I had problems. If few were the limitations of the app (seriously which app doesn’t have one?) some were with my workflow. How do I work? Not, what I thought about how I should work but how I actually work. Next was with my emotions. If I hated the tasks I put in the system it was hardly the apps fault. What would the app do if I had so much of ’wish-I-could-avoid-this-stuff-in-life?
So, what should I do? I had to re evaluate my preferences: I needed quick capture, sequential lists, reminders, ability to hide tasks if not actionable, smart folders – saving my most used ‘ways’ of looking at data and, flexibility to rearrange the entire setup to fit my new needs should there arise any tomorrow. And, then populate it with not just nasty or no fun stuff but also with fun stuff and the stuff I love.

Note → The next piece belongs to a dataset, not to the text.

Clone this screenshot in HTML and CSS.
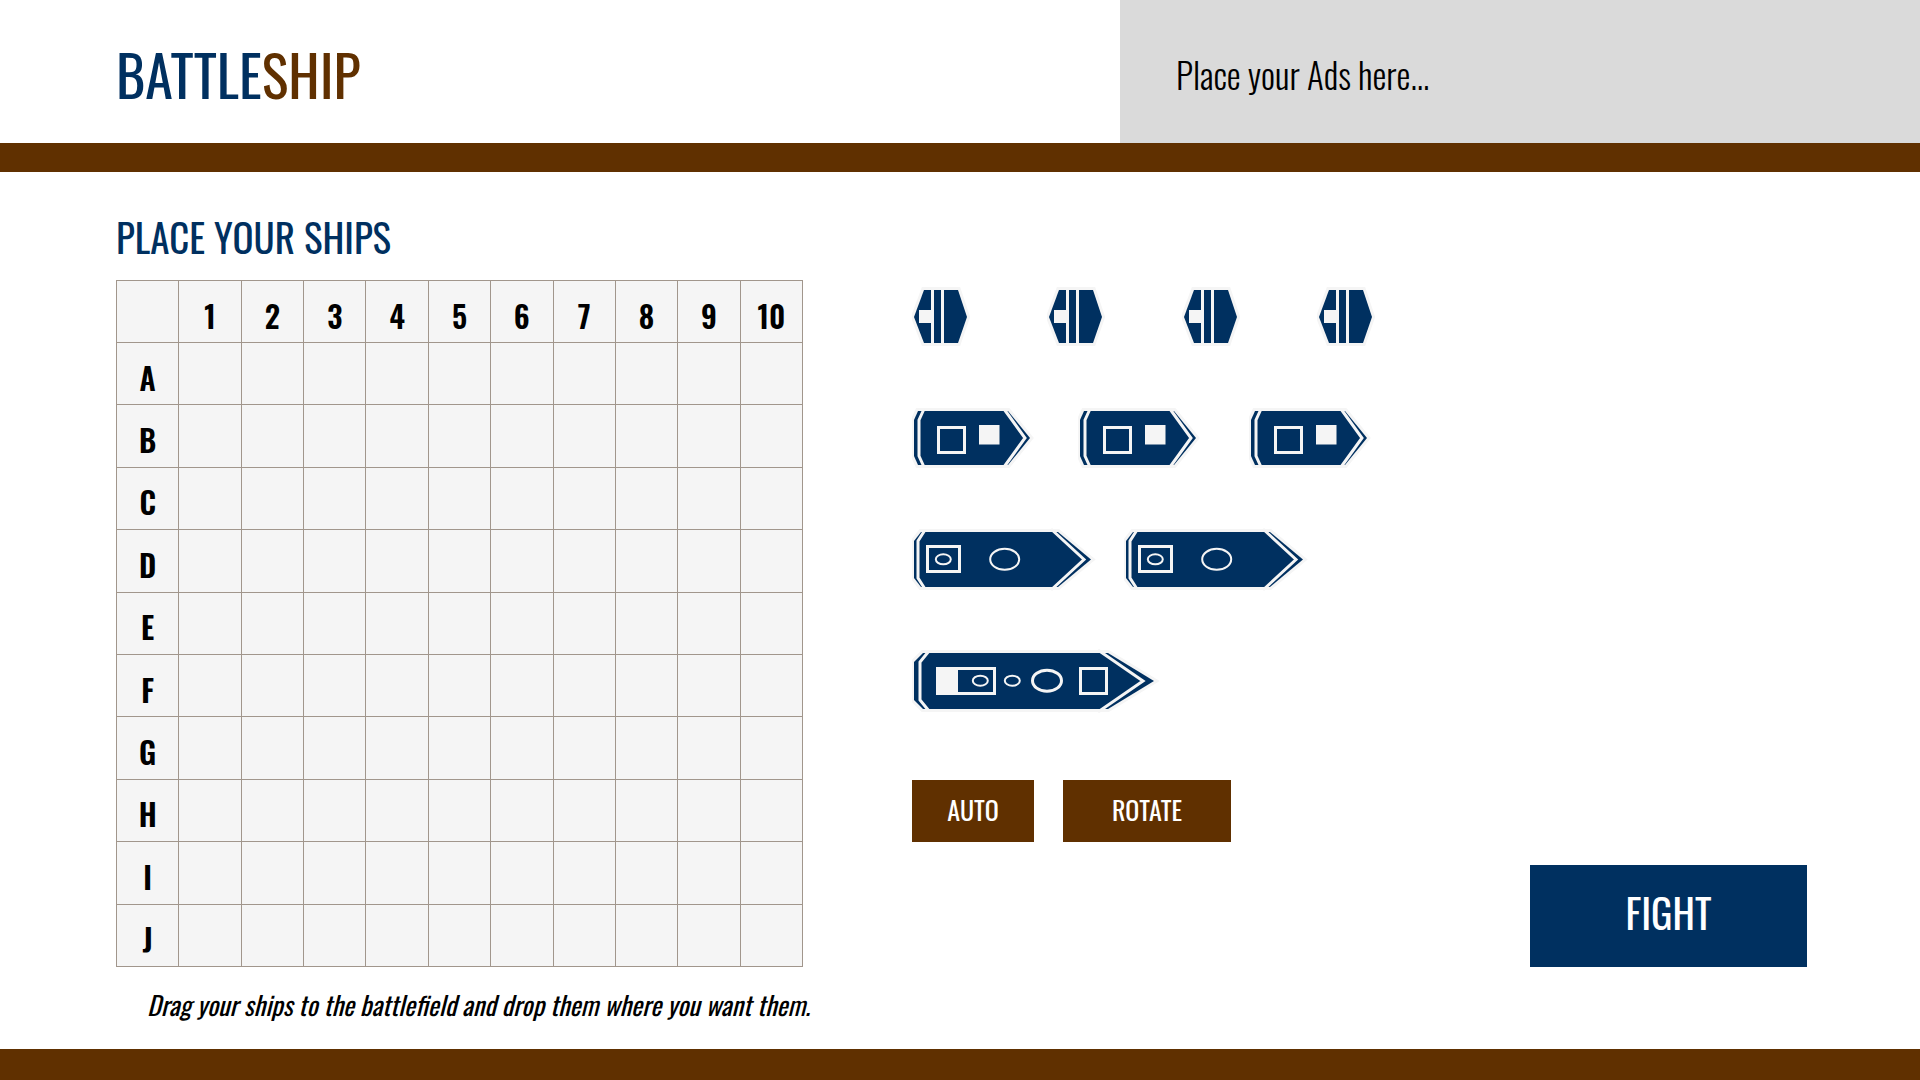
FILE: index.html
```html
<!DOCTYPE html>
<html lang="en">
<head>
<meta charset="utf-8">
<meta name="viewport" content="width=device-width, initial-scale=1">
<title>Battleship</title>
<link rel="stylesheet" href="styles.css">
</head>
<body>
<svg class="defs" aria-hidden="true">
  <defs>
    <symbol id="boat" viewBox="2 0 60 62">
      <path class="halo" d="M4 31 14 4H48L57 31 48 57H14Z"/>
      <path class="hull" d="M4 31 14 4H48L57 31 48 57H14Z"/>
      <path class="fill" d="M21 3h3v55h-3zM31 3h3v55h-3zM9 24h12v13H9z"/>
    </symbol>
    <symbol id="destroyer" viewBox="2 0 122 64">
      <path class="halo" d="M4 14 8 5H98L120 32 98 59H8L4 50Z"/>
      <path class="hull" d="M4 14 8 5H98L120 32 98 59H8L4 50Z"/>
      <path class="line" d="M14 3 9 14V50L14 61M94 3 115 32 94 61"/>
      <rect class="line" x="28.500" y="21.500" width="26" height="25"/>
      <rect class="fill" x="69" y="19" width="20.500" height="19.500"/>
    </symbol>
    <symbol id="cruiser" viewBox="2 0 184 67">
      <path class="halo" d="M4 15 11 6H148L181 33.500 148 61H11L4 52Z"/>
      <path class="hull" d="M4 15 11 6H148L181 33.500 148 61H11L4 52Z"/>
      <path class="line" d="M15 4 8 15V52L15 63M141 3 174 33.500 141 64"/>
      <rect class="line" x="17.500" y="20.500" width="32" height="25"/>
      <ellipse class="thin" cx="33.300" cy="33.300" rx="7.500" ry="5"/>
      <ellipse class="thin" cx="94.700" cy="33.300" rx="14.500" ry="10.500"/>
    </symbol>
    <symbol id="carrier" viewBox="2 -1 248 69">
      <path class="halo" d="M4 15 13 6H198L244 34 198 62H13L4 53Z"/>
      <path class="hull" d="M4 15 13 6H198L244 34 198 62H13L4 53Z"/>
      <path class="line" d="M19 4 10 15V53L19 64M188 3 233 34 188 65"/>
      <rect class="line" x="27.500" y="21.500" width="57" height="25"/>
      <rect class="fill" x="26" y="20" width="22" height="28"/>
      <ellipse class="thin" cx="70.300" cy="33.700" rx="7.500" ry="5"/>
      <ellipse class="thin" cx="102.300" cy="33.700" rx="7.500" ry="5"/>
      <ellipse class="line" cx="137" cy="33.700" rx="14.500" ry="10.500"/>
      <rect class="line" x="170.500" y="21.500" width="26" height="25"/>
    </symbol>
  </defs>
</svg>

<header class="header">
  <h1 class="logo">BATTLE<span class="logo-accent">SHIP</span></h1>
  <aside class="ads">Place your Ads here...</aside>
</header>

<main class="main">
  <h2 class="title">PLACE YOUR SHIPS</h2>
  <table class="board">
    <thead>
      <tr><td></td><th scope="col">1</th><th scope="col">2</th><th scope="col">3</th><th scope="col">4</th><th scope="col">5</th><th scope="col">6</th><th scope="col">7</th><th scope="col">8</th><th scope="col">9</th><th scope="col">10</th></tr>
    </thead>
    <tbody>
      <tr><th scope="row">A</th><td></td><td></td><td></td><td></td><td></td><td></td><td></td><td></td><td></td><td></td></tr>
      <tr><th scope="row">B</th><td></td><td></td><td></td><td></td><td></td><td></td><td></td><td></td><td></td><td></td></tr>
      <tr><th scope="row">C</th><td></td><td></td><td></td><td></td><td></td><td></td><td></td><td></td><td></td><td></td></tr>
      <tr><th scope="row">D</th><td></td><td></td><td></td><td></td><td></td><td></td><td></td><td></td><td></td><td></td></tr>
      <tr><th scope="row">E</th><td></td><td></td><td></td><td></td><td></td><td></td><td></td><td></td><td></td><td></td></tr>
      <tr><th scope="row">F</th><td></td><td></td><td></td><td></td><td></td><td></td><td></td><td></td><td></td><td></td></tr>
      <tr><th scope="row">G</th><td></td><td></td><td></td><td></td><td></td><td></td><td></td><td></td><td></td><td></td></tr>
      <tr><th scope="row">H</th><td></td><td></td><td></td><td></td><td></td><td></td><td></td><td></td><td></td><td></td></tr>
      <tr><th scope="row">I</th><td></td><td></td><td></td><td></td><td></td><td></td><td></td><td></td><td></td><td></td></tr>
      <tr><th scope="row">J</th><td></td><td></td><td></td><td></td><td></td><td></td><td></td><td></td><td></td><td></td></tr>
    </tbody>
  </table>
  <section class="side">
    <div class="fleet">
      <div class="ships ships-boat">
        <svg width="60" height="62"><use href="#boat"/></svg>
        <svg width="60" height="62"><use href="#boat"/></svg>
        <svg width="60" height="62"><use href="#boat"/></svg>
        <svg width="60" height="62"><use href="#boat"/></svg>
      </div>
      <div class="ships ships-destroyer">
        <svg width="122" height="64"><use href="#destroyer"/></svg>
        <svg width="122" height="64"><use href="#destroyer"/></svg>
        <svg width="122" height="64"><use href="#destroyer"/></svg>
      </div>
      <div class="ships ships-cruiser">
        <svg width="184" height="67"><use href="#cruiser"/></svg>
        <svg width="184" height="67"><use href="#cruiser"/></svg>
      </div>
      <div class="ships">
        <svg width="248" height="69"><use href="#carrier"/></svg>
      </div>
    </div>
    <div class="actions">
      <button class="button button-auto" type="button">AUTO</button>
      <button class="button button-rotate" type="button">ROTATE</button>
    </div>
    <button class="button button-fight" type="button">FIGHT</button>
  </section>
  <p class="hint">Drag your ships to the battlefield and drop them where you want them.</p>
</main>

<footer class="footer"></footer>
</body>
</html>
```
FILE: styles.css
```css
:root {
  --navy: #003060;
  --brown: #603000;
  --pale: #f5f5f5;
}

* {
  box-sizing: border-box;
}

body {
  margin: 0;
  min-height: 100vh;
  display: flex;
  flex-direction: column;
  background: #fff;
  color: #000;
  font-family: Oswald, "Roboto Condensed", "Liberation Sans", sans-serif;
}

.defs {
  position: absolute;
  width: 0;
  height: 0;
}

.header {
  display: grid;
  grid-template-columns: 7fr 5fr;
  border-bottom: 29px solid var(--brown);
}

.logo {
  margin: 0;
  padding: 42px 0 37px 116px;
  color: var(--navy);
  font-size: 56px;
  font-weight: 400;
  line-height: 64px;
}

.logo-accent {
  color: var(--brown);
}

.ads {
  display: flex;
  align-items: center;
  padding: 4px 56px 0;
  background: #dadada;
  font-size: 35px;
  font-weight: 300;
}

.main {
  flex: 1;
  display: grid;
  grid-template-columns: 687fr 895fr;
  grid-template-rows: auto auto 1fr;
  column-gap: 109px;
  padding: 40px 113px 0 116px;
}

.title {
  grid-column: 1 / -1;
  margin: 0 0 20px;
  color: var(--navy);
  font-size: 39px;
  font-weight: 400;
  line-height: 48px;
}

.board {
  width: 100%;
  height: 687px;
  table-layout: fixed;
  border-collapse: collapse;
  background: var(--pale);
}

.board th,
.board td {
  height: 62px;
  padding: 8px 0 0;
  border: 1px solid #a1968c;
}

.board th {
  font-size: 30px;
  font-weight: 600;
  line-height: 32px;
}

.side {
  display: flex;
  flex-direction: column;
  align-items: flex-start;
  padding-top: 6px;
}

.fleet {
  display: grid;
  grid-auto-rows: 120px;
}

.ships {
  display: grid;
  justify-content: start;
  align-items: start;
}

.ships svg {
  display: block;
}

.ships-boat {
  grid-template-columns: repeat(4, 135px);
}

.ships-destroyer {
  grid-template-columns: 166px 171px auto;
}

.ships-cruiser {
  grid-template-columns: 212px auto;
}

.hull {
  fill: var(--navy);
}

.fill {
  fill: var(--pale);
}

.halo {
  fill: var(--pale);
  stroke: var(--pale);
  stroke-width: 6;
}

.line {
  fill: none;
  stroke: var(--pale);
  stroke-width: 3;
}

.thin {
  fill: none;
  stroke: var(--pale);
  stroke-width: 2;
}

.actions {
  display: flex;
  gap: 29px;
  margin-top: 14px;
}

.button {
  padding: 0 0 4px;
  border: 0;
  background: var(--brown);
  color: #fff;
  font-family: inherit;
  font-size: 26px;
  cursor: pointer;
}

.button-auto {
  width: 122px;
  height: 62px;
}

.button-rotate {
  width: 168px;
  height: 62px;
}

.button-fight {
  width: 277px;
  height: 102px;
  margin-top: auto;
  padding-bottom: 8px;
  align-self: flex-end;
  background: var(--navy);
  font-size: 40px;
}

.hint {
  grid-column: 1 / -1;
  margin: 0;
  padding: 18px 0 20px 31px;
  font-size: 26px;
  font-style: italic;
  line-height: 40px;
}

.footer {
  height: 31px;
  background: var(--brown);
}
```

I just wish Things did more.
And so once again I started my search for the one app to solve my problems. But, this was not a quest to try the latest and brightest app out there but to find the best one which fit my workflow. Only one app fit that bill: The holy grail of productivity apps – Omnifocus. But, that’s an app, I ridiculed in the past for its compexity and for lack of aesthetics. But, now it boiled down to a choice between beauty and power. It had all the features I was looking for: Sequential projects help me hide tasks, perspectives were nothing but saved searches, time based reminders, configurable quick entry panel, planning mode, context mode, etc. It looked like time to switch. If you are a Beatles fan you’re either a John’s guy or Paul’s. I’m a John’s guy and leaving Things for Omnifocus felt like leaving John for Paul. But, I made the jump.